The kidnapping and killing in December of 11-year-old Eastern Shore girl Sarah Foxwell was horrible enough by itself to spur Maryland's lawmakers to action — the man accused of the crime had been convicted of a series of sex crimes against girls and young women but had always eluded serious jail time. Throw in the fact that the crime occurred just before the General Assembly returned to Annapolis for an election-year session, and it's no surprise that more than 75 bills to crack down on sex offenders were introduced this year. With few people willing to stick up for sex offenders, the risk appeared to be not that the legislature would fail to act but that it might go too far.
But a curious thing happened in Annapolis this year. For the first time in the several years that the legislature has been working to tighten sex offender laws, a vocal group of people — often family and friends of people who have been caught up in sex offender registries — began to push back. They said that people who are listed as sex offenders are not all created equal and that many regret their crimes and have gone on to law-abiding lives but live in fear that neighbors or employers will find out about their past. In particular, the legislature faced resistance to the idea that new reporting requirements for sex offenders would be applied retroactively and stigmatize people who pose no threat to the community. Sex offender laws should be more narrowly crafted, they argued, to target the most serious, violent, repeat offenders, not those who committed relatively minor offenses many years ago.
To a remarkable degree, the package of legislation approved by the House of Delegates accomplishes that.
Combining bills offered by Gov. Martin O'Malley with others sponsored by lawmakers from both parties, the legislation would expand registration to include some non-violent offenses, but it changes the state's registry to make it easier for citizens to get a true picture of the risk posed by those who are listed. It would adopt a new federal standard to list offenders in three tiers depending on the severity of their offenses and would include a plain-language description of the crimes. The amount of information the state would collect would expand, but it would be easier for citizens to make sense of it.
The package of legislation, some of which is still pending in the Senate, also calls for the creation of a juvenile sex offender registry, which would be available only to law enforcement officials.
What's particularly important about the proposed system is that it is a first step toward national standardization of how sex offenders are tracked. In the case of Sarah Foxwell, the most serious offenses committed by Thomas J. Leggs Jr., the man charged in her murder, were committed in Delaware. Mr. Leggs was listed as a sex offender in Maryland, but in Delaware, where he had pleaded guilty to raping a minor in 2001, he was deemed "high risk." If this new law is enacted and other states follow the federal guidelines, offenders won't be able to shop around for the least restrictive states, and if an offender moves, his new state will know immediately how to classify him.
Other legislation might also have led to more restrictions for Mr. Leggs. One bill would expand the circumstances in which evidence of past sex crimes could be brought up as evidence at trial.
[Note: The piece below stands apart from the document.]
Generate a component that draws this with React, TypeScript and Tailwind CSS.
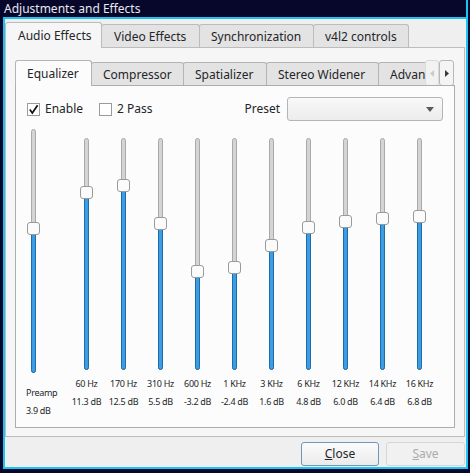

In Mr. Leggs' case, they were not, which might help explain why he was frequently able to plead to lesser offenses and avoid serious jail time.
Another O'Malley administration bill calls for lifetime supervision of serious repeat sexual offenders. They would be required to accept measures such as GPS monitoring and polygraph tests, measures that have proven effective in all but eliminating recidivism. In addition, legislation approved by the House would eliminate good behavior credits for serious sex offenders; require a judge, instead of a district court commissioner, to decide whether a sex offender should be eligible for pre-trial release; and increase the mandatory minimum penalty for second-degree rape or second-degree sexual offense against a child younger than 13 from 5 years to 15 years. A Senate version of the legislation would increase the minimum to 20 years.
The cautionary note about all this legislation is that it is only as good as the administration's execution of it. Tougher sex offender laws passed during a special legislative session in 2006 was essentially forgotten. A sex offense advisory panel never met, and legislation requiring extended supervision of some offenders was never used. The O'Malley administration says both bills were flawed, and new legislation moving through the General Assembly fixes and expands those laws. But if those laws were unworkable or potentially unconstitutional, it should not have taken four years for the administration to do something about it. Our leaders need to be held accountable to make sure they don't just pass laws to look tough on sex offenders but that they actually do something about it.